Ali’s allegations included details and expenditures for projects he executed for the president, his wife, and various military officials. He said angrily that while al-Sisi kept emphasizing in public that Egypt is poor, al-Sisi’s wife made modifications to one of the presidential palaces that cost more than twenty-five million Egyptian pounds (approximately $1.5 million US).

Ali depicted as “corruption” the armed forces assigning projects by direct order instead of having companies compete through tenders.

Experts say that the Egyptian military owns up to 60 percent of Egypt’s economy.

Since al-Sisi overthrew Egypt’s only democratically elected president Mohamed Morsi in 2013, military-owned business has become more and more powerful.   Experts say that the Egyptian military owns up to 60 percent of Egypt’s economy—a figure that is far above al-Sisi’s repeated claims that the army’s economy comprises only 1.5 percent.

The Egyptian military economy goes way beyond its actual military needs to include numerous products and services that are not necessary for the military to operate.
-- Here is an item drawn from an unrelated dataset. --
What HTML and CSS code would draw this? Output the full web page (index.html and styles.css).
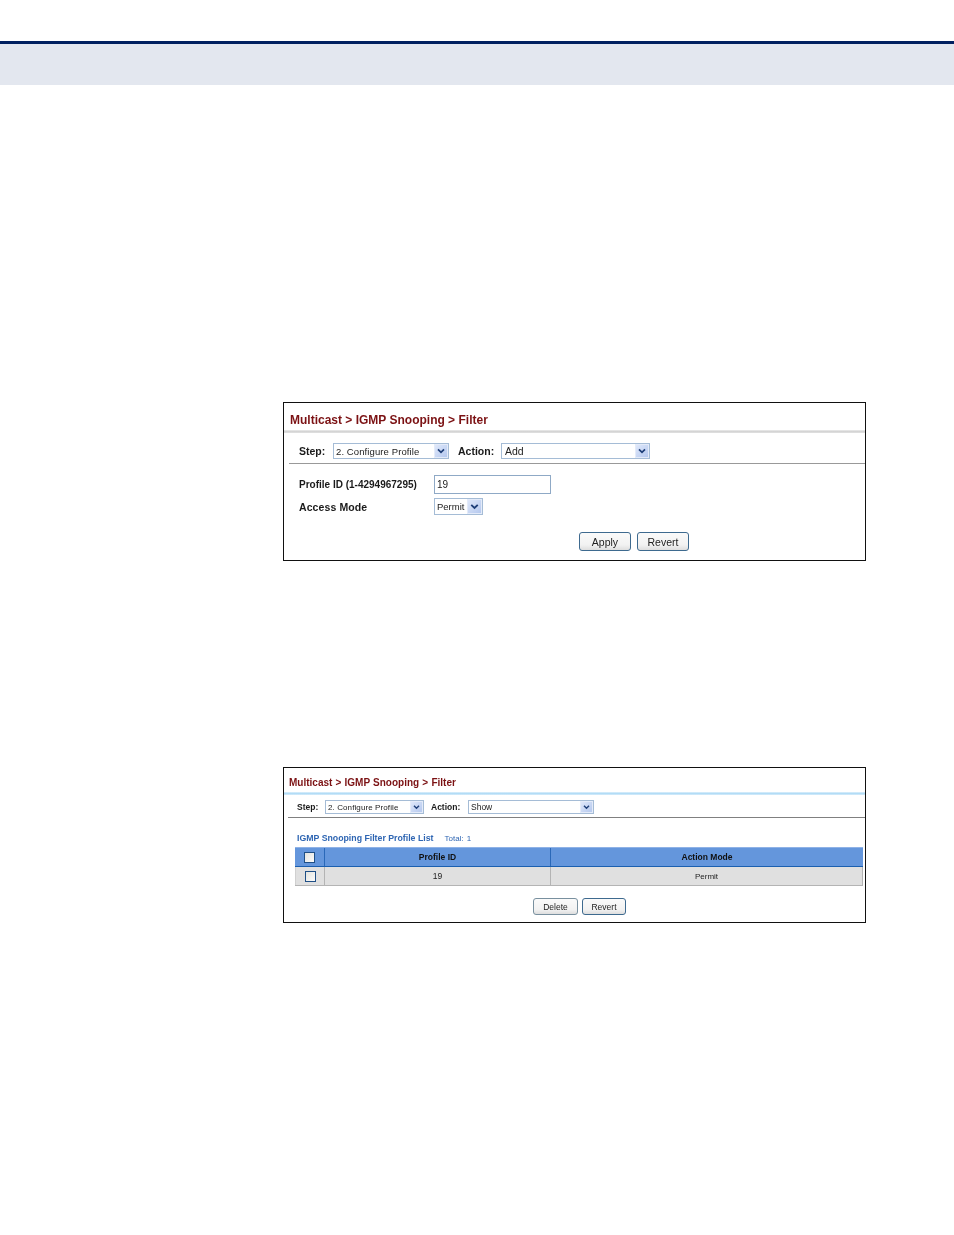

Given the lack of transparency surrounding the army, it is almost impossible to obtain any accurate figures. However, according to this source, the “consensus” of experts and others is that the Egyptian armed forces dominate almost every economic sector.

The Egyptian military also has shares in many government and private companies, especially in the fields of infrastructure. Even senior positions at a number of airports and other executive positions in municipalities have been allocated for several years to retired army generals.

Special Privileges for the Army Only

In 2016, al-Sisi passed a law that exempted the military from paying taxes on goods and raw materials needed mostly in the construction business. This has made big Egyptian businessmen like Najeeb Sawiris wary of doing any business in his own country and ask publicly whether these exemptions should be offered to private businesses as well.

Moukhtar Kamel, a former IMF staffer, said that the law leaves no real competition for private business because it cannot compete with the army, and it is well known that the absence of real competition hurts economies.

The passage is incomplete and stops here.